Secrets of Successful Integration: Operating Experience With High Levels of Variable, Inverter-Based Generation
Date Published: November 2019
Authors: Debra Lew, Drake Bartlett, Andrew Groom, Peter Jorgensen, Jon O’Sullivan, Ryan Quint, Bruce Rew, Brad Rockwell, Sandip Sharma, and Derek Stenclik
This paper compares the ancillary services strategies across seven system operators around the world. Each of these systems was responding to a high level of variable energy resources and/or inverter-based resources, and a corresponding decrease in synchronous generation. Each has different political, geographic and legacy factors to overcome. Technical responses include running gas turbines in synchronous-condenser mode to maintain inertia, adding voltage support and fault current contributions, adding storage capacity, using more sophisticated forecasting techniques, and enhancing automatic generation control.
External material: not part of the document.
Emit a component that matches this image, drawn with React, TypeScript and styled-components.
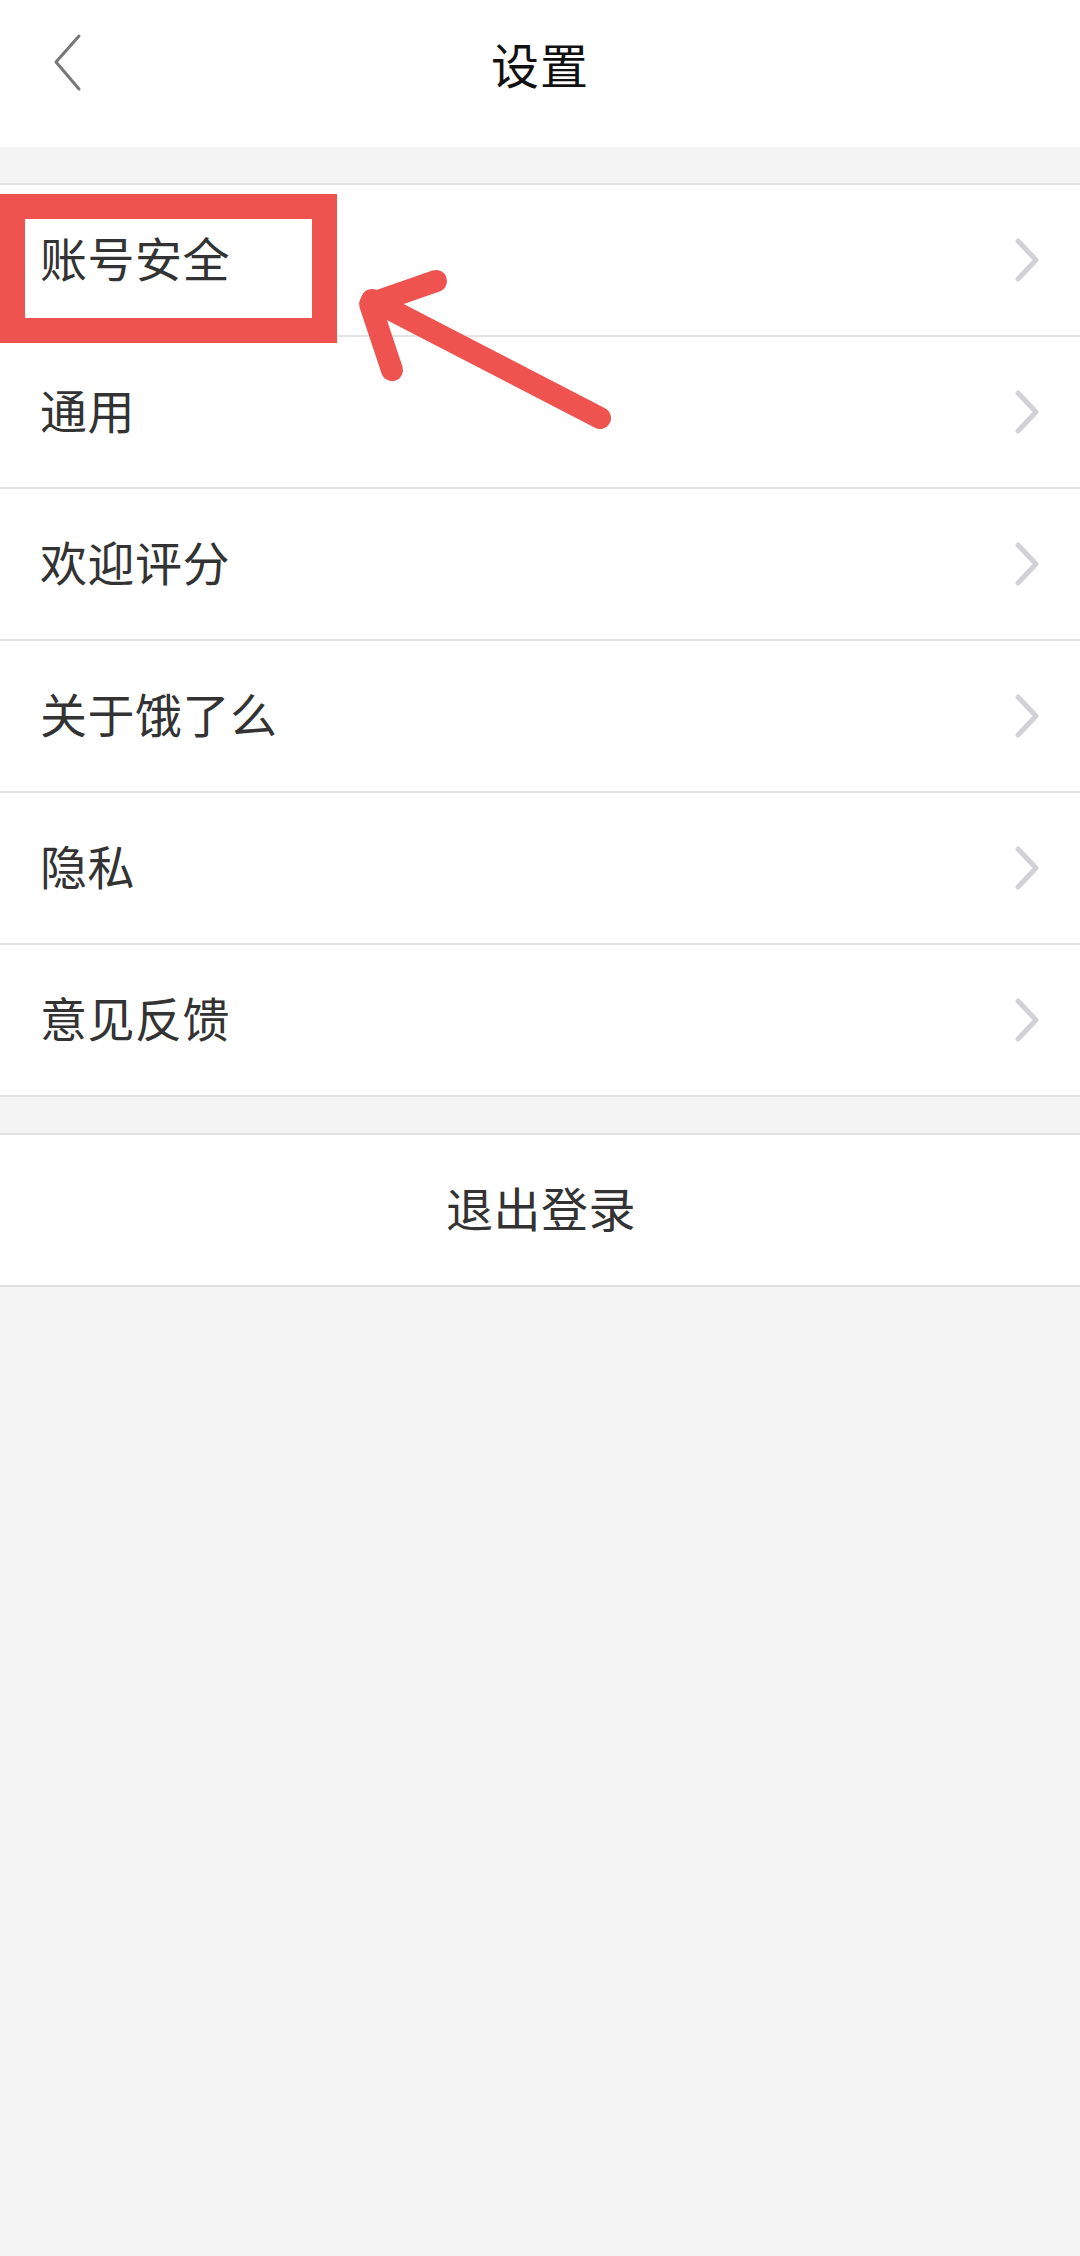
import styled, { createGlobalStyle } from 'styled-components';

const GlobalStyle = createGlobalStyle`
	html, body {
		margin: 0;
		padding: 0;
		background: #f4f4f4;
	}
	body {
		font-family: 'Noto Sans CJK SC', 'Noto Sans', sans-serif;
	}
`;

const Page = styled.div`
	position: relative;
	width: 1080px;
	min-height: 2256px;
	background: #f4f4f4;
`;

const Header = styled.header`
	display: grid;
	grid-template-columns: 1fr auto 1fr;
	align-items: center;
	box-sizing: border-box;
	height: 147px;
	padding-bottom: 22px;
	background: #fff;
`;

const BackButton = styled.button`
	justify-self: start;
	display: flex;
	align-items: center;
	margin-left: 46px;
	padding: 0;
	border: 0;
	background: none;
	cursor: pointer;
`;

const Title = styled.h1`
	margin: 0;
	font-size: 48px;
	font-weight: 400;
	color: #111;
	letter-spacing: 1px;
`;

const Group = styled.ul<{ gap: number }>`
	list-style: none;
	margin: ${({ gap }) => gap}px 0 0;
	padding: 0;
	background: #fff;
	border-top: 2px solid #e3e3e3;
`;

const Row = styled.li<{ center?: boolean }>`
	display: flex;
	align-items: center;
	justify-content: ${({ center }) => (center ? 'center' : 'space-between')};
	height: 150px;
	padding: 0 38px 0 40px;
	border-bottom: 2px solid #e3e3e3;
	font-size: 47px;
	color: #333;
	letter-spacing: 0.5px;
`;

const Label = styled.span`
	margin-bottom: 7px;
`;

const Chevron = () => (
	<svg width='30' height='48' viewBox='0 0 30 48'>
		<path
			d='M6 5 L24 24 L6 43'
			fill='none'
			stroke='#d2d2d6'
			strokeWidth='5'
			strokeLinecap='round'
			strokeLinejoin='round'
		/>
	</svg>
);

// red annotation drawn over the first row
const Marker = styled.div`
	position: absolute;
	left: 0;
	top: 194px;
	width: 337px;
	height: 149px;
	box-sizing: border-box;
	border: 25px solid #ef5350;
	pointer-events: none;
`;

const Arrow = styled.svg`
	position: absolute;
	left: 0;
	top: 0;
	pointer-events: none;
`;

const items = ['账号安全', '通用', '欢迎评分', '关于饿了么', '隐私', '意见反馈'];

const App = () => {
	return (
		<Page>
			<GlobalStyle />
			<Header>
				<BackButton aria-label='返回'>
					<svg width='40' height='60' viewBox='0 0 40 60'>
						<path
							d='M33 3 L10 29 L33 56'
							fill='none'
							stroke='#777'
							strokeWidth='3'
							strokeLinecap='round'
							strokeLinejoin='round'
						/>
					</svg>
				</BackButton>
				<Title>设置</Title>
				<span />
			</Header>

			<Group gap={36}>
				{items.map((item) => (
					<Row key={item}>
						<Label>{item}</Label>
						<Chevron />
					</Row>
				))}
			</Group>

			<Group gap={36}>
				<Row center>
					<Label>退出登录</Label>
				</Row>
			</Group>

			<Marker />
			<Arrow width='1080' height='500' viewBox='0 0 1080 500'>
				<g
					fill='none'
					stroke='#ef5350'
					strokeWidth='22'
					strokeLinecap='round'
					strokeLinejoin='round'
				>
					<path d='M600 418 L372 300' />
					<path d='M436 281 L370 304 L392 370' />
				</g>
			</Arrow>
		</Page>
	);
};

export default App;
Market structure responses include expanding intraday markets, integrating demand-response, holding contingency reserves, and expanding ancillary service products. The paper concludes that each ancillary service response increased the system’s flexibility, and that technical challenges in ancillary services are not true barriers to renewable energy integration. The paper proposes that innovation in business models, rate structures, policy and market designs will advance decarbonization in the electricity sector.